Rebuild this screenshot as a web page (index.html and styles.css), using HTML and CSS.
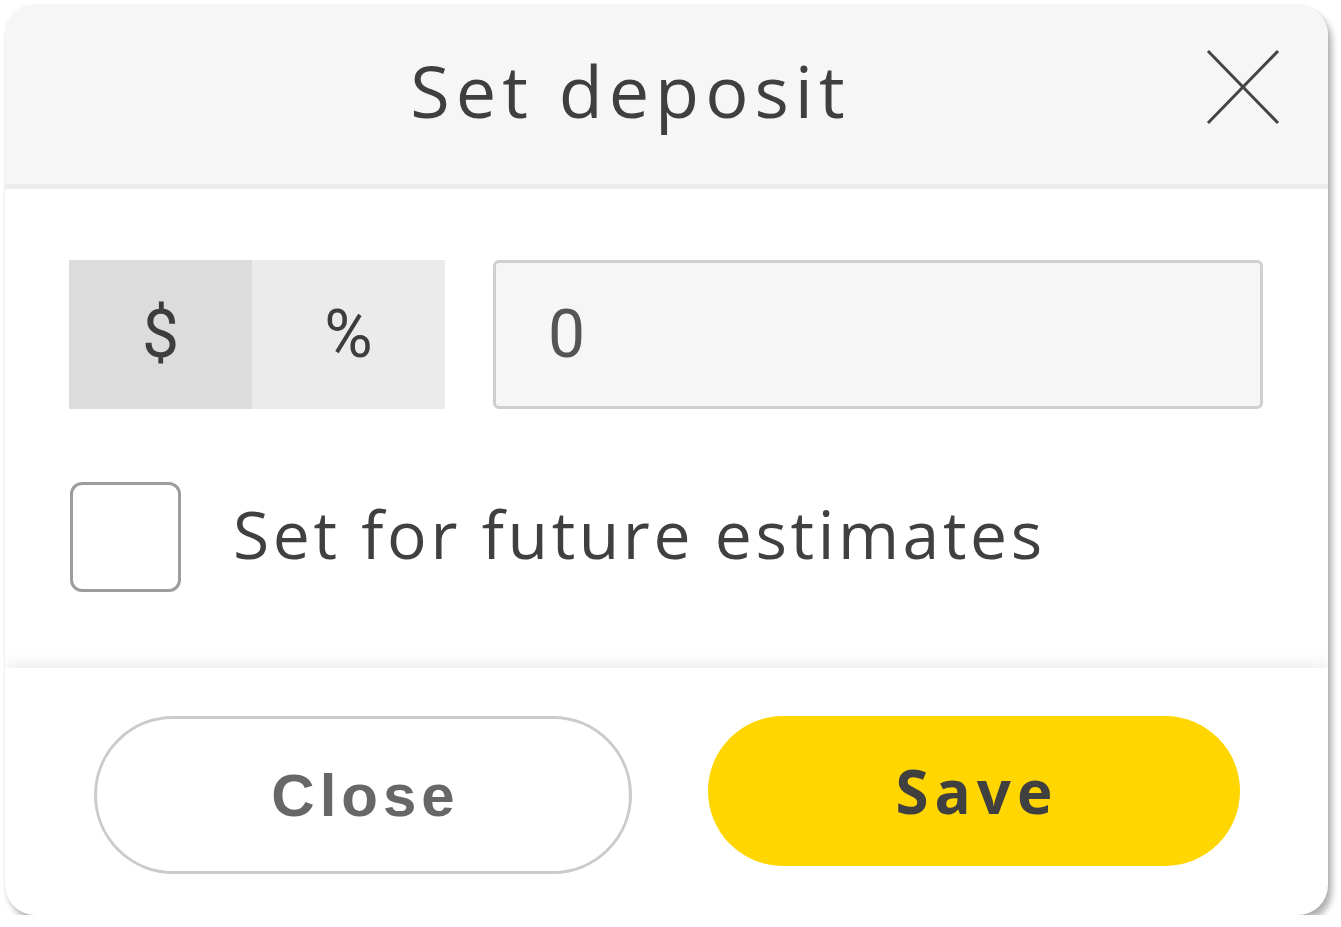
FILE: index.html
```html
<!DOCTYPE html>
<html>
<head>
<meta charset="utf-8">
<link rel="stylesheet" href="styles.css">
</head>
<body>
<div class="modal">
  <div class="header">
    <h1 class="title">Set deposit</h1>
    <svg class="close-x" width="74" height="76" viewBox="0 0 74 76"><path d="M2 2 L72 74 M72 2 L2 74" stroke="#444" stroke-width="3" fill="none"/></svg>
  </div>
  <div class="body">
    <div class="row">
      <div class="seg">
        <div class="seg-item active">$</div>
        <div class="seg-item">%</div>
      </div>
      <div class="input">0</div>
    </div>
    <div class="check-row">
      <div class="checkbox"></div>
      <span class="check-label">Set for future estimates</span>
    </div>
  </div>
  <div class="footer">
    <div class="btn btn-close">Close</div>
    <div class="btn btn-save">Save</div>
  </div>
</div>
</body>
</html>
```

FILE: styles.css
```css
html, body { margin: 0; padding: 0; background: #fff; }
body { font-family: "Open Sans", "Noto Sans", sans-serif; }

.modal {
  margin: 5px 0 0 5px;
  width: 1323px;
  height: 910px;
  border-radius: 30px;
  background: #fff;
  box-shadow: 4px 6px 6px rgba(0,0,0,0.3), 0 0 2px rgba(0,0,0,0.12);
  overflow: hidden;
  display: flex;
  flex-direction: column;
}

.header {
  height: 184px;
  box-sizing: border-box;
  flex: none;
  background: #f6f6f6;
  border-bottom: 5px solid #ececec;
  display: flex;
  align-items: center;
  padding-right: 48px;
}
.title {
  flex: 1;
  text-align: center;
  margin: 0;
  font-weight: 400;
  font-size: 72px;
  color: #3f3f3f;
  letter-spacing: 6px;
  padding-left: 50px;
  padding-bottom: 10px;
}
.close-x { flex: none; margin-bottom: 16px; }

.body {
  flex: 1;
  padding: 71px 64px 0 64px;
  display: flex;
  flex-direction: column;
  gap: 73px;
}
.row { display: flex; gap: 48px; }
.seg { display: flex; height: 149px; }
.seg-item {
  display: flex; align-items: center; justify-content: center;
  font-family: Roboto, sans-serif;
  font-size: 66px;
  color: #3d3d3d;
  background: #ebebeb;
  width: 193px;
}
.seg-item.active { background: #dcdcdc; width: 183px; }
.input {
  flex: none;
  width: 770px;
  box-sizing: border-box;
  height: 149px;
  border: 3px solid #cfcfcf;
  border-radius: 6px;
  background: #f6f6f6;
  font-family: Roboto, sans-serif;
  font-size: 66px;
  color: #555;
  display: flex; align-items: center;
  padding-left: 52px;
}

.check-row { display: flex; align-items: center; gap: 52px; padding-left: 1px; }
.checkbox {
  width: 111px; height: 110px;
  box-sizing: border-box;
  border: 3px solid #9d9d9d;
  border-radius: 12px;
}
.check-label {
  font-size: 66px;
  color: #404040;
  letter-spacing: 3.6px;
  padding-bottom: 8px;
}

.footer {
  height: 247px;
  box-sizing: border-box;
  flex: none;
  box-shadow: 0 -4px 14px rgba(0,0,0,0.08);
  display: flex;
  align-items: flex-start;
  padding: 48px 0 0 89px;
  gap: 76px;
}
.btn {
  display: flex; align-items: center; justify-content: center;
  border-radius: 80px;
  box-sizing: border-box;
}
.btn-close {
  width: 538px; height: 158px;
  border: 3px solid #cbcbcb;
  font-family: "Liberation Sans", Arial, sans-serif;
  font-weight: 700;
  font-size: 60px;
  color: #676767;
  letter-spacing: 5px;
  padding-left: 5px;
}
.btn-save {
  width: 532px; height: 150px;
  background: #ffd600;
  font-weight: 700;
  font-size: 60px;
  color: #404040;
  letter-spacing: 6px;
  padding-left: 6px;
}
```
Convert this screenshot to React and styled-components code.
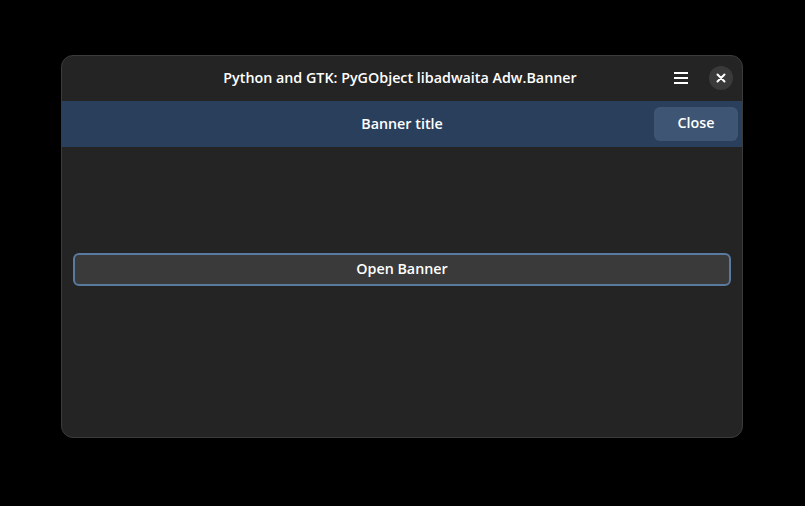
---
Copy every line of the data word for word, omitting the images.

** Task result **
Rebuild this screenshot as a web page (index.html and styles.css), using HTML and CSS.
FILE: index.html
```html
<!DOCTYPE html>
<html>
<head>
<meta charset="utf-8">
<link rel="stylesheet" href="styles.css">
</head>
<body>
<div class="modal">
  <div class="header">
    <h1 class="title">Set deposit</h1>
    <svg class="close-x" width="74" height="76" viewBox="0 0 74 76"><path d="M2 2 L72 74 M72 2 L2 74" stroke="#444" stroke-width="3" fill="none"/></svg>
  </div>
  <div class="body">
    <div class="row">
      <div class="seg">
        <div class="seg-item active">$</div>
        <div class="seg-item">%</div>
      </div>
      <div class="input">0</div>
    </div>
    <div class="check-row">
      <div class="checkbox"></div>
      <span class="check-label">Set for future estimates</span>
    </div>
  </div>
  <div class="footer">
    <div class="btn btn-close">Close</div>
    <div class="btn btn-save">Save</div>
  </div>
</div>
</body>
</html>
```

FILE: styles.css
```css
html, body { margin: 0; padding: 0; background: #fff; }
body { font-family: "Open Sans", "Noto Sans", sans-serif; }

.modal {
  margin: 5px 0 0 5px;
  width: 1323px;
  height: 910px;
  border-radius: 30px;
  background: #fff;
  box-shadow: 4px 6px 6px rgba(0,0,0,0.3), 0 0 2px rgba(0,0,0,0.12);
  overflow: hidden;
  display: flex;
  flex-direction: column;
}

.header {
  height: 184px;
  box-sizing: border-box;
  flex: none;
  background: #f6f6f6;
  border-bottom: 5px solid #ececec;
  display: flex;
  align-items: center;
  padding-right: 48px;
}
.title {
  flex: 1;
  text-align: center;
  margin: 0;
  font-weight: 400;
  font-size: 72px;
  color: #3f3f3f;
  letter-spacing: 6px;
  padding-left: 50px;
  padding-bottom: 10px;
}
.close-x { flex: none; margin-bottom: 16px; }

.body {
  flex: 1;
  padding: 71px 64px 0 64px;
  display: flex;
  flex-direction: column;
  gap: 73px;
}
.row { display: flex; gap: 48px; }
.seg { display: flex; height: 149px; }
.seg-item {
  display: flex; align-items: center; justify-content: center;
  font-family: Roboto, sans-serif;
  font-size: 66px;
  color: #3d3d3d;
  background: #ebebeb;
  width: 193px;
}
.seg-item.active { background: #dcdcdc; width: 183px; }
.input {
  flex: none;
  width: 770px;
  box-sizing: border-box;
  height: 149px;
  border: 3px solid #cfcfcf;
  border-radius: 6px;
  background: #f6f6f6;
  font-family: Roboto, sans-serif;
  font-size: 66px;
  color: #555;
  display: flex; align-items: center;
  padding-left: 52px;
}

.check-row { display: flex; align-items: center; gap: 52px; padding-left: 1px; }
.checkbox {
  width: 111px; height: 110px;
  box-sizing: border-box;
  border: 3px solid #9d9d9d;
  border-radius: 12px;
}
.check-label {
  font-size: 66px;
  color: #404040;
  letter-spacing: 3.6px;
  padding-bottom: 8px;
}

.footer {
  height: 247px;
  box-sizing: border-box;
  flex: none;
  box-shadow: 0 -4px 14px rgba(0,0,0,0.08);
  display: flex;
  align-items: flex-start;
  padding: 48px 0 0 89px;
  gap: 76px;
}
.btn {
  display: flex; align-items: center; justify-content: center;
  border-radius: 80px;
  box-sizing: border-box;
}
.btn-close {
  width: 538px; height: 158px;
  border: 3px solid #cbcbcb;
  font-family: "Liberation Sans", Arial, sans-serif;
  font-weight: 700;
  font-size: 60px;
  color: #676767;
  letter-spacing: 5px;
  padding-left: 5px;
}
.btn-save {
  width: 532px; height: 150px;
  background: #ffd600;
  font-weight: 700;
  font-size: 60px;
  color: #404040;
  letter-spacing: 6px;
  padding-left: 6px;
}
```
Convert this screenshot to React and styled-components code.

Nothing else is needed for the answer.